-- START OF Information shown --
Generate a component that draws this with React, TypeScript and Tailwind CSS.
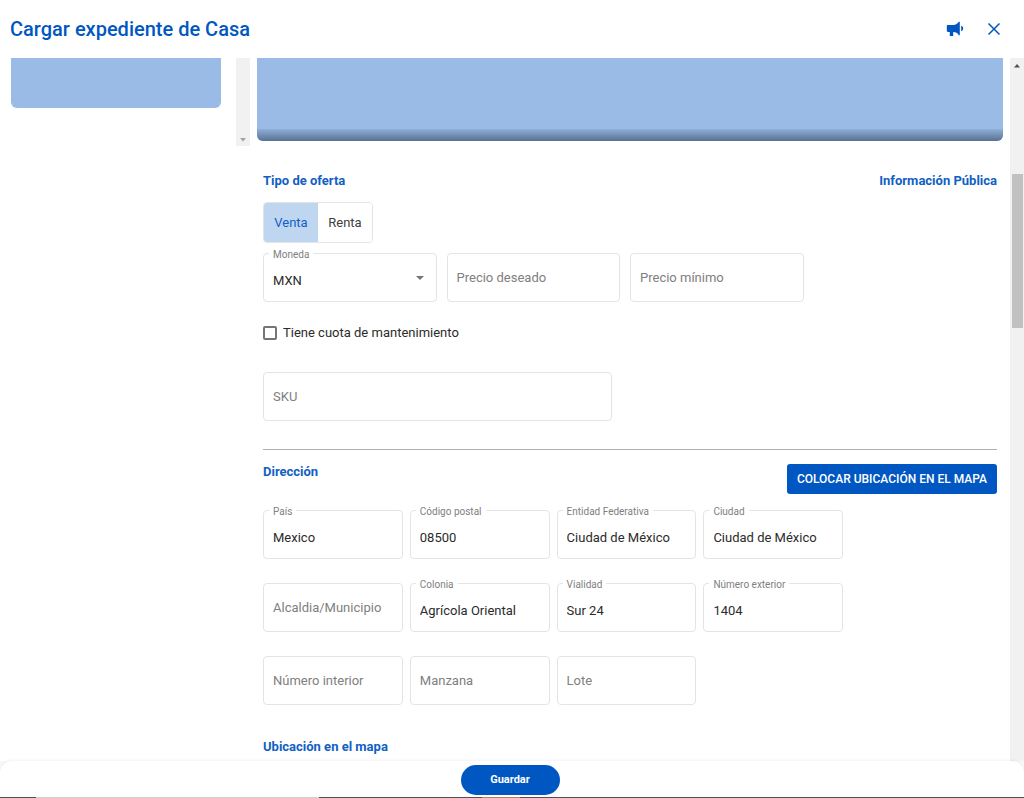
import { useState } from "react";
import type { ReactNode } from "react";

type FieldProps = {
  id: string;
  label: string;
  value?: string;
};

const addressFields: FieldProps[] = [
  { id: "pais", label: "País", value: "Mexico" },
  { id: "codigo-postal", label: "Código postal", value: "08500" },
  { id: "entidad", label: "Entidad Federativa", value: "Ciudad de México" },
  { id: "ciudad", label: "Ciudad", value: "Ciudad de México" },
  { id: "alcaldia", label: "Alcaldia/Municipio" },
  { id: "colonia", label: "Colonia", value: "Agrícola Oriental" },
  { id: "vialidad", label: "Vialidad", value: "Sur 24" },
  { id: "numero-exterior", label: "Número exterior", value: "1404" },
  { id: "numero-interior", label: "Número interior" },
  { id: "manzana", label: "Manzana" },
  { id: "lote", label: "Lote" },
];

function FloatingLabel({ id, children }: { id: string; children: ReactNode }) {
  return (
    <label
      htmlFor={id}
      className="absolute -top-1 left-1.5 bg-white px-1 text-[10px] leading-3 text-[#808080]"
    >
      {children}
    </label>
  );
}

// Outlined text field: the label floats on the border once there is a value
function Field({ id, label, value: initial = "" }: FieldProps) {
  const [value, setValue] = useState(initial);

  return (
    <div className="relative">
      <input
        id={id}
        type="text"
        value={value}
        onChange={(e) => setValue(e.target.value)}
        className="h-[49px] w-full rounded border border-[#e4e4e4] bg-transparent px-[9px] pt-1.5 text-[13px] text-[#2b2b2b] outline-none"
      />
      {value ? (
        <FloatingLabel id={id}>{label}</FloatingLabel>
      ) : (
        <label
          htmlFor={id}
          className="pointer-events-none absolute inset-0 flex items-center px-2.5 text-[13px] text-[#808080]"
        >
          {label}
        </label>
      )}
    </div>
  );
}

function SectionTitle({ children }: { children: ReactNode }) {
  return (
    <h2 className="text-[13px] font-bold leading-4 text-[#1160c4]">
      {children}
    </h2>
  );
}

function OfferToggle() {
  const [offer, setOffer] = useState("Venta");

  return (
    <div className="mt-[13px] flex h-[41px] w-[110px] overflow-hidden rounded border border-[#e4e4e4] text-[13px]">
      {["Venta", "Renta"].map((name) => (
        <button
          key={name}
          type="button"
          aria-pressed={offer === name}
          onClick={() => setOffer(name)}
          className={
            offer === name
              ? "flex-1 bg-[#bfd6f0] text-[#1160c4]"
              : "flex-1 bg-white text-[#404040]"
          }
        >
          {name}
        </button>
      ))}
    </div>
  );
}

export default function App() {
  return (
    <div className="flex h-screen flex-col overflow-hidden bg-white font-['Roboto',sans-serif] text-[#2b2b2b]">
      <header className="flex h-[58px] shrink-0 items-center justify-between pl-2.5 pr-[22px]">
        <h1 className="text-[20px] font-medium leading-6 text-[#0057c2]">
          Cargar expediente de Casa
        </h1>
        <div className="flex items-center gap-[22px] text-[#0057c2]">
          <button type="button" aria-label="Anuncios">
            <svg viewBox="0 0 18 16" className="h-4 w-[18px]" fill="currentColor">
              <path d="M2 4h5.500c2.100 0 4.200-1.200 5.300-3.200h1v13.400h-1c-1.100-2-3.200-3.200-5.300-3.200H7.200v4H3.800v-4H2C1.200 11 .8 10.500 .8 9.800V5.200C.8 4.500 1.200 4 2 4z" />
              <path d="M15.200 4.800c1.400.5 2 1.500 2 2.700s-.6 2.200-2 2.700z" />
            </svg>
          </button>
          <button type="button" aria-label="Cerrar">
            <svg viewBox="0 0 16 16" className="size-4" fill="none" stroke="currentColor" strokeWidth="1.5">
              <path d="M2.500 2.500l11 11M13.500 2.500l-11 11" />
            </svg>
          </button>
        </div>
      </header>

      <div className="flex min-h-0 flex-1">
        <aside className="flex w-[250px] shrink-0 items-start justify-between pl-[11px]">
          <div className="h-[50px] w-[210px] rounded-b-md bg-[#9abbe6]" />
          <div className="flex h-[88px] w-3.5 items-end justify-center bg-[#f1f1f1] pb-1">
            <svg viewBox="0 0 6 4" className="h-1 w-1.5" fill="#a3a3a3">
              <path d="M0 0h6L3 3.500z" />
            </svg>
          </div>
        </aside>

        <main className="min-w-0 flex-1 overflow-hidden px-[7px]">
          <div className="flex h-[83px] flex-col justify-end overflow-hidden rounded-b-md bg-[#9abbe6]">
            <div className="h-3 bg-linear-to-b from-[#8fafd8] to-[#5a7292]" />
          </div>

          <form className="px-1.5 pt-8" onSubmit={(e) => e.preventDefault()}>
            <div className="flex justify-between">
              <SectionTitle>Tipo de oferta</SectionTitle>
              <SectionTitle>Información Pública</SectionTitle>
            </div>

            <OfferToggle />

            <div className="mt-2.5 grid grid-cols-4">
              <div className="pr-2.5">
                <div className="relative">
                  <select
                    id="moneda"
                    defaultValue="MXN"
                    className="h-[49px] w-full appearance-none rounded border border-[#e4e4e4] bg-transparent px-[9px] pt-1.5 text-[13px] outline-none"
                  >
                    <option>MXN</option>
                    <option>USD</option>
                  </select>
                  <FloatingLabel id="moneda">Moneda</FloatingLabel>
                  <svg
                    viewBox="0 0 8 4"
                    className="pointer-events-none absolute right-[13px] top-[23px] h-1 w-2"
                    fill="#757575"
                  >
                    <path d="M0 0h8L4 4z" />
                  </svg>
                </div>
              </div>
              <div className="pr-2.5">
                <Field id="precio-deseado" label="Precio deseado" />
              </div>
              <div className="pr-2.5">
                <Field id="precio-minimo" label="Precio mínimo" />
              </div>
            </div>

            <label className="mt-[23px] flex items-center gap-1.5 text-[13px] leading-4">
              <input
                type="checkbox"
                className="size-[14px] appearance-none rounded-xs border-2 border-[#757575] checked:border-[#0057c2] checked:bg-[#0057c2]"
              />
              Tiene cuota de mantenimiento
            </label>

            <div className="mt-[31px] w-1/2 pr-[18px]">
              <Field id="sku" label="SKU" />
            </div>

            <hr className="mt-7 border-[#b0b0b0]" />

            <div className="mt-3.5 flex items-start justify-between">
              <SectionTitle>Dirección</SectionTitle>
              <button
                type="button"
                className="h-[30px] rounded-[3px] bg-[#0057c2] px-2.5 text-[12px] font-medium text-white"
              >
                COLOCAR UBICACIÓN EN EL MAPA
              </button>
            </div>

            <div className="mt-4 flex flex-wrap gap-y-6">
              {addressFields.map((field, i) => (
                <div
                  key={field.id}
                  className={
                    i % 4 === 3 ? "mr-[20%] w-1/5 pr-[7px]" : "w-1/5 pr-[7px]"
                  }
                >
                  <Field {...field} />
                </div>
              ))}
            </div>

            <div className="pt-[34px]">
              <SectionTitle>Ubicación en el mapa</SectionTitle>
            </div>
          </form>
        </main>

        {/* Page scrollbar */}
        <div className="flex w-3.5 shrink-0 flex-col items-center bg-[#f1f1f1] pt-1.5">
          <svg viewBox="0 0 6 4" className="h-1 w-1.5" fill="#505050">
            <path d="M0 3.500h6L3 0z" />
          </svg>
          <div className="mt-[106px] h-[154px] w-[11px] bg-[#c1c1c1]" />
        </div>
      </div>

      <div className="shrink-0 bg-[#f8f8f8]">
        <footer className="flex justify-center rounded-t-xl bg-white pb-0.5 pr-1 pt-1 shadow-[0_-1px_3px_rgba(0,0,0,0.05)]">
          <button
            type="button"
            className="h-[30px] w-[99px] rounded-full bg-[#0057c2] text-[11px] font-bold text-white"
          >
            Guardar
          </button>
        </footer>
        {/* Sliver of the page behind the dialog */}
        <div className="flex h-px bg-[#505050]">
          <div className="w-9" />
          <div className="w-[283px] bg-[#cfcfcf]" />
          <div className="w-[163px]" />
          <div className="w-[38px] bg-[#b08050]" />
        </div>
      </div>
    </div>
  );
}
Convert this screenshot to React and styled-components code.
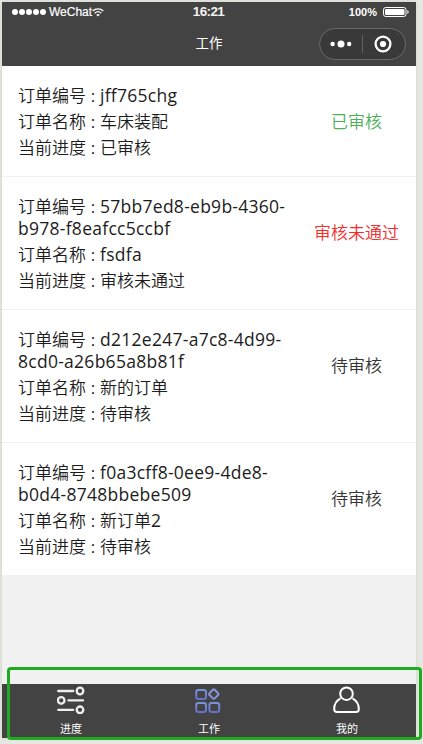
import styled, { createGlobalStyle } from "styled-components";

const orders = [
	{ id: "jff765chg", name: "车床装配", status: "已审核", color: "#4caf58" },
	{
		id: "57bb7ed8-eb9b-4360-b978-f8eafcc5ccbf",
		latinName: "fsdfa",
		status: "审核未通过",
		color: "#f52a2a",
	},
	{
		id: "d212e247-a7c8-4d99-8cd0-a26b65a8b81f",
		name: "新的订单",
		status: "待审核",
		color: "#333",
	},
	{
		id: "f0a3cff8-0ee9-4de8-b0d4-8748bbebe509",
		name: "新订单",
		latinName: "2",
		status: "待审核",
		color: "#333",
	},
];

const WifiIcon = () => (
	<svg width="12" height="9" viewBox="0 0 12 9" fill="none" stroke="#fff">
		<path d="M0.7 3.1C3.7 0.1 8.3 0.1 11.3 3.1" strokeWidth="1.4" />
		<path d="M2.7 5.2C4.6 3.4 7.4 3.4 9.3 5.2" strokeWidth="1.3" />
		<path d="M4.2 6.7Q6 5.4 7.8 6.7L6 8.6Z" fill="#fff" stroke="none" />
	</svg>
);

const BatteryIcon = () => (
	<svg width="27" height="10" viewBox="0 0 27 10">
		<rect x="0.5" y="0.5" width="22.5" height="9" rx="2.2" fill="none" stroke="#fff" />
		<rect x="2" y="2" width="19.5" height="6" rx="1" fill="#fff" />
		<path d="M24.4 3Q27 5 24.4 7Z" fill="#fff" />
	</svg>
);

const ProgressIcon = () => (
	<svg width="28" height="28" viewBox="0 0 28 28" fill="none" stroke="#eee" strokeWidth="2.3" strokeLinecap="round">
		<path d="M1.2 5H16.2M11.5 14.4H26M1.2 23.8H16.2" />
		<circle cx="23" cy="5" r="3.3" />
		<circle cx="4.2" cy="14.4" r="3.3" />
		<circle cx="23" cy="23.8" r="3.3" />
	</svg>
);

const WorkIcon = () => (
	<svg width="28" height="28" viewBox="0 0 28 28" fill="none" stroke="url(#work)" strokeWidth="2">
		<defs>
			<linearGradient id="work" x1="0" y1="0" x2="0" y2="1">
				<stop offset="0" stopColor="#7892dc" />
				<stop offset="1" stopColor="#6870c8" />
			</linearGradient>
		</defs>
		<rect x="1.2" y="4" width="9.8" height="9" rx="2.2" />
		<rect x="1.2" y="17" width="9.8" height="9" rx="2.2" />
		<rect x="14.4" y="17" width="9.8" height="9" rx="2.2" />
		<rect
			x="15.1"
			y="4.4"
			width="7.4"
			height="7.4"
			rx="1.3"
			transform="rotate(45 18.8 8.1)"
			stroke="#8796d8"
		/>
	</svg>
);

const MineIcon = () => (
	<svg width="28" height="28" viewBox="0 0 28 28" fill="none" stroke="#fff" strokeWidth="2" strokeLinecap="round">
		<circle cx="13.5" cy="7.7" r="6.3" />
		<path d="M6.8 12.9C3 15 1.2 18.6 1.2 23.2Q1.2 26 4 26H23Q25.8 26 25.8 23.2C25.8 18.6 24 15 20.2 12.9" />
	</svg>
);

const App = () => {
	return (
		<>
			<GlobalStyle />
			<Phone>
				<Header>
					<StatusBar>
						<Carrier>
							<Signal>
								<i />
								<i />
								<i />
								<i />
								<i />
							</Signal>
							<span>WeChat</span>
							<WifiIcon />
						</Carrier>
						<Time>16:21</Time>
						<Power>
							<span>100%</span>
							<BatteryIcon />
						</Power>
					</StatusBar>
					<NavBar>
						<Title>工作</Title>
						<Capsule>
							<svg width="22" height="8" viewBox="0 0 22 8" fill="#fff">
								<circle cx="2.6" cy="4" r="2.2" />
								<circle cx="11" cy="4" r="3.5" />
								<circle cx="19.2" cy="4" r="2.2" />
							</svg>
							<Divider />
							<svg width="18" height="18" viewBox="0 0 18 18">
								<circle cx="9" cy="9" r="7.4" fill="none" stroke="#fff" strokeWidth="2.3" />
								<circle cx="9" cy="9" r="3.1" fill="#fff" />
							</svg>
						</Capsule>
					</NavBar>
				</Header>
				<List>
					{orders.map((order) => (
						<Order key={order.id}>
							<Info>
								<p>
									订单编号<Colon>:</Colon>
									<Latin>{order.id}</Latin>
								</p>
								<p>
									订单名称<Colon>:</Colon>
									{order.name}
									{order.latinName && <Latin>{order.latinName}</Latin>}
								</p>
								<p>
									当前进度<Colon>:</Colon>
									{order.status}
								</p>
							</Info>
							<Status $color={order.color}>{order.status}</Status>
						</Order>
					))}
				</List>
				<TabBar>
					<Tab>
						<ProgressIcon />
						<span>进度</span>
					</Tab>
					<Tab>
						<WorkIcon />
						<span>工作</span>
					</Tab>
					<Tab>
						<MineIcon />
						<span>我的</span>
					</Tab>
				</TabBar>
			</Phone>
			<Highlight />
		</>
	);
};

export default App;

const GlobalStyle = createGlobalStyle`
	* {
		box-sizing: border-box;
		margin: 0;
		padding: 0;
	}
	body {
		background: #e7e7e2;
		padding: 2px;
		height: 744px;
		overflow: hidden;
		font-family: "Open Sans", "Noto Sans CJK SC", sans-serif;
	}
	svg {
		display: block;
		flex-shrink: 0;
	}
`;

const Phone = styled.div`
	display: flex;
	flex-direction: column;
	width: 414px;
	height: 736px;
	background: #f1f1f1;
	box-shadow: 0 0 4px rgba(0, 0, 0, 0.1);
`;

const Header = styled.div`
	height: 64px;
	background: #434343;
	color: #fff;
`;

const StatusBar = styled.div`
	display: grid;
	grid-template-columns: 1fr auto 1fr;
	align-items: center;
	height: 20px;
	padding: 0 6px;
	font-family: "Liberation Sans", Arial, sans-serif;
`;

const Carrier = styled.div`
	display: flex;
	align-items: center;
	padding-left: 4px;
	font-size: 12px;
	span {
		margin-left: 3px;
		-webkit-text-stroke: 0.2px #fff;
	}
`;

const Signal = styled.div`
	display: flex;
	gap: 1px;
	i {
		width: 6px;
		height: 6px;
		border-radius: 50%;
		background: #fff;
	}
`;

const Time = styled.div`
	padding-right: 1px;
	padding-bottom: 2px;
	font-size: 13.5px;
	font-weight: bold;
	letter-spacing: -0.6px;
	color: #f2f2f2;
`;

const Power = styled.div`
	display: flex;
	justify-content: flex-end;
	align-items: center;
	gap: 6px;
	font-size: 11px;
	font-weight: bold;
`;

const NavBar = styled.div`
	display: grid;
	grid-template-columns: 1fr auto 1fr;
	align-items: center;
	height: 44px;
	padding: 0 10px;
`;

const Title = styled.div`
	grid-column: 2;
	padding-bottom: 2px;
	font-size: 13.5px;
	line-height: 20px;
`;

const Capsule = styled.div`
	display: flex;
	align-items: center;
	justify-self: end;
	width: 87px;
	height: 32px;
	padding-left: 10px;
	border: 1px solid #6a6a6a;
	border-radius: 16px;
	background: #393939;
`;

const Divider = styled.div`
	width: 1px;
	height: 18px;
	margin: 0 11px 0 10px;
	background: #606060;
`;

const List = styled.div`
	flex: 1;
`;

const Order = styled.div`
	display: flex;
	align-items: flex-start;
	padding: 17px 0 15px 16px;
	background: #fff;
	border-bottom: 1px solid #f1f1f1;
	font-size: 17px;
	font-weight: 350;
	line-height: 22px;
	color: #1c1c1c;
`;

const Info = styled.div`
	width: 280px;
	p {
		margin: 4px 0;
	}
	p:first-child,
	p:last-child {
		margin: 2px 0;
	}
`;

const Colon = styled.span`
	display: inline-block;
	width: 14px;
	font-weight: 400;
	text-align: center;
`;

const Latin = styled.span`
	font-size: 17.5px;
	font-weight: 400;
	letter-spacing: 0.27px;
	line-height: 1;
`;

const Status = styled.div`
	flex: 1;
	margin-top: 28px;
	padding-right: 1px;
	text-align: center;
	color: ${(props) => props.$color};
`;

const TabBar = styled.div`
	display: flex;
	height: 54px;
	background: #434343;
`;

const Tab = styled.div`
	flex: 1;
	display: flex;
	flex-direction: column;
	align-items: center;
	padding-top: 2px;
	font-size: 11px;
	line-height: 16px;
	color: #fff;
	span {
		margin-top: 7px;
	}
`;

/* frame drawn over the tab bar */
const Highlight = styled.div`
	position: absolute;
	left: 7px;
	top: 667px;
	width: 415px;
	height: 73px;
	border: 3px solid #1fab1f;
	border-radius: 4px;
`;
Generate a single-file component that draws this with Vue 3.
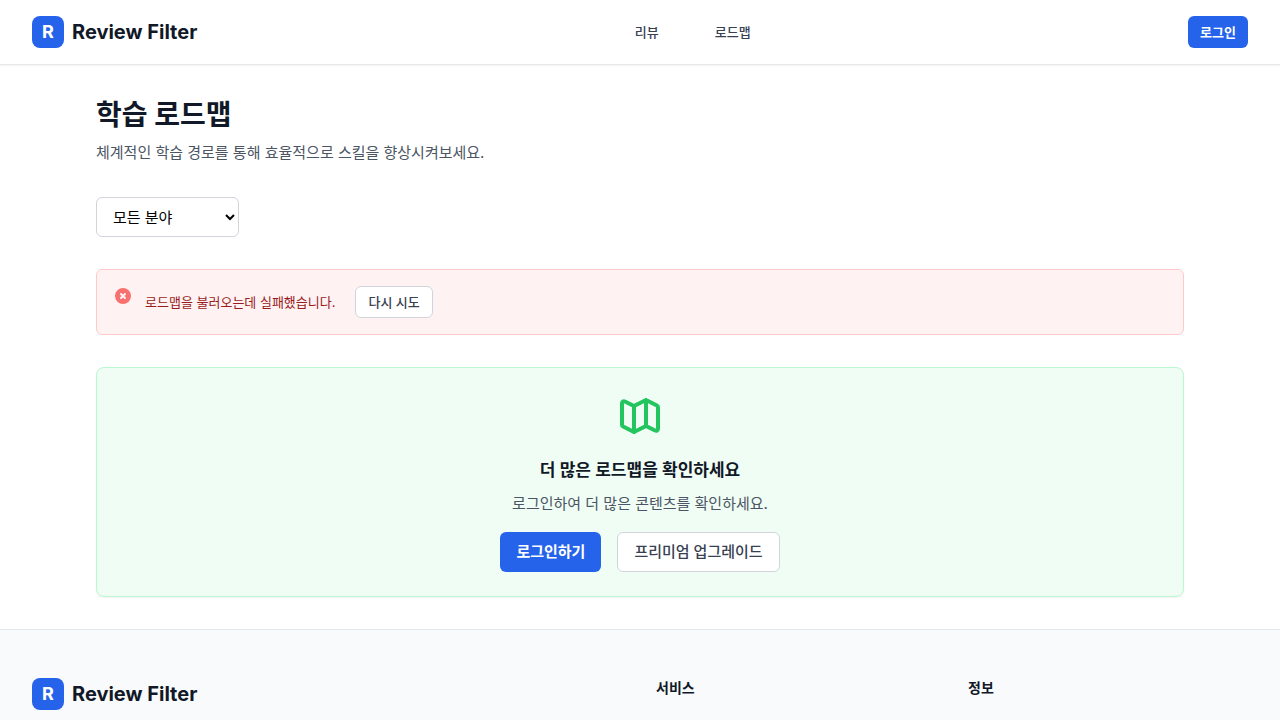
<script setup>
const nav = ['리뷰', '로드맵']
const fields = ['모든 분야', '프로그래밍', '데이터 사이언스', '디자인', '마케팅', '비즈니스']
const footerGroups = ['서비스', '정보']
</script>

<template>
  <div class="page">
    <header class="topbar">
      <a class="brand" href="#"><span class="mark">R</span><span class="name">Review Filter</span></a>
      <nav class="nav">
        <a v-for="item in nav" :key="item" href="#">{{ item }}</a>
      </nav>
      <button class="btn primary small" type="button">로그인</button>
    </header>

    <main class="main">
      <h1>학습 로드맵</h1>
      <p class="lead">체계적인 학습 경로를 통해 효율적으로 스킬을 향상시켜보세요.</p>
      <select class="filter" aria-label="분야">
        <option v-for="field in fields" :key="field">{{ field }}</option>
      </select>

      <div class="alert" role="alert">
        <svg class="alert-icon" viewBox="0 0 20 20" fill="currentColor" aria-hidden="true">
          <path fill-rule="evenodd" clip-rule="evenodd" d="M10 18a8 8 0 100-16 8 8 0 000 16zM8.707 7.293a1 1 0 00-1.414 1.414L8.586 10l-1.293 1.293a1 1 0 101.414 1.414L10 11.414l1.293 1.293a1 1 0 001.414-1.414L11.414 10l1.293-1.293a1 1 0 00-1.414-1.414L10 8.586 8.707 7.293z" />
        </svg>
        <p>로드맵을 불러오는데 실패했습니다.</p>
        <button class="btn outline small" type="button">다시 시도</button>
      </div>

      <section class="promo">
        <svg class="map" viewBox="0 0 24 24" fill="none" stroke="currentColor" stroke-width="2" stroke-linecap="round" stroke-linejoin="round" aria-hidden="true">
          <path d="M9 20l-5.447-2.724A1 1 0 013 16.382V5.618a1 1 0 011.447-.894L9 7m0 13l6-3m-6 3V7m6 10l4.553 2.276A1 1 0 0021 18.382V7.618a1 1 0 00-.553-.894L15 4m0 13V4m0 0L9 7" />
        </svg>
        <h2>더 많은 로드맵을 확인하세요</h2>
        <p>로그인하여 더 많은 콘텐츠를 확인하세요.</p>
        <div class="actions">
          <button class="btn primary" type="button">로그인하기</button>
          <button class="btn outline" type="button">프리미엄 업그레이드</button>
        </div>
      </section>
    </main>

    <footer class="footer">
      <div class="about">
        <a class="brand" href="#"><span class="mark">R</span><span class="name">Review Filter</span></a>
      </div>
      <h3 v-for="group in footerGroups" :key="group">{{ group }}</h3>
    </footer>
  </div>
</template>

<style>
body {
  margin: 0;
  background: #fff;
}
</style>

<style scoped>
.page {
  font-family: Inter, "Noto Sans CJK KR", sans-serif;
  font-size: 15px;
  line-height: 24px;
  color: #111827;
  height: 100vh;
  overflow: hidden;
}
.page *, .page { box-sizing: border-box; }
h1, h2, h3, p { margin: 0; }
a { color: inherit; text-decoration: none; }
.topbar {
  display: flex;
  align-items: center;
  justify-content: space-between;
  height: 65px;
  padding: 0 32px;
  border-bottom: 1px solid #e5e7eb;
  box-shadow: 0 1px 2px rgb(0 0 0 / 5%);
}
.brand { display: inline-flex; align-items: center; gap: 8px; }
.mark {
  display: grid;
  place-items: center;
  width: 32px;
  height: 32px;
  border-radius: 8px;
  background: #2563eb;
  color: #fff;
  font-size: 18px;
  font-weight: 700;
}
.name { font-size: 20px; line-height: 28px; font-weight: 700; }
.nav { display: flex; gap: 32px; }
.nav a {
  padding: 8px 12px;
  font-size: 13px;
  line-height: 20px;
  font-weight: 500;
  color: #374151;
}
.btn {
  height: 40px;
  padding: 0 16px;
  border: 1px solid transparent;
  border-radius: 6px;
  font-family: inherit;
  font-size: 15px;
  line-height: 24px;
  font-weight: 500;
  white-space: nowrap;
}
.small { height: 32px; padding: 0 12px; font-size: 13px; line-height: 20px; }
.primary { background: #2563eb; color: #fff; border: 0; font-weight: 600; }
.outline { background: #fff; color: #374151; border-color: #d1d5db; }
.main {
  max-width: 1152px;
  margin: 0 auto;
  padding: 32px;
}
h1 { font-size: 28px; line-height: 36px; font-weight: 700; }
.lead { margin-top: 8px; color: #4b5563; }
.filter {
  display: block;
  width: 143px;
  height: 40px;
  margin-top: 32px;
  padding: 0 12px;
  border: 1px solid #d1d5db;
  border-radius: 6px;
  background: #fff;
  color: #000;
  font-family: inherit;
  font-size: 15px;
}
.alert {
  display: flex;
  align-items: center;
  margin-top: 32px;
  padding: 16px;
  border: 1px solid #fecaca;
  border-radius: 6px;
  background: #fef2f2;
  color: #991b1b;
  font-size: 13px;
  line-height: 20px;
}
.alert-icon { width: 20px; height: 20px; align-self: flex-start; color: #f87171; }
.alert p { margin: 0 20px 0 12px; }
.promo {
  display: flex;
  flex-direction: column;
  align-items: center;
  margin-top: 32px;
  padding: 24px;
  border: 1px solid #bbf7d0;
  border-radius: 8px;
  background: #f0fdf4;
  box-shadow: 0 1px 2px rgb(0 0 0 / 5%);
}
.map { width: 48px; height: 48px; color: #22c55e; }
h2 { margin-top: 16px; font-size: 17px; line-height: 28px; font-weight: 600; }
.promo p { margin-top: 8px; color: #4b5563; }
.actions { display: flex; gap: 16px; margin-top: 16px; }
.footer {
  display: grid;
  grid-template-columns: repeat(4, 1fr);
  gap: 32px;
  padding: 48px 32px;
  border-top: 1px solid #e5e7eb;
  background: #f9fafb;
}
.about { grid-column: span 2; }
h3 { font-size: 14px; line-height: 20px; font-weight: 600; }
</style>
-- END OF Information shown --
#### [Exercise objective]
Determine how many lines include the word "Generate" and report that number by itself.

#### [The solution]
2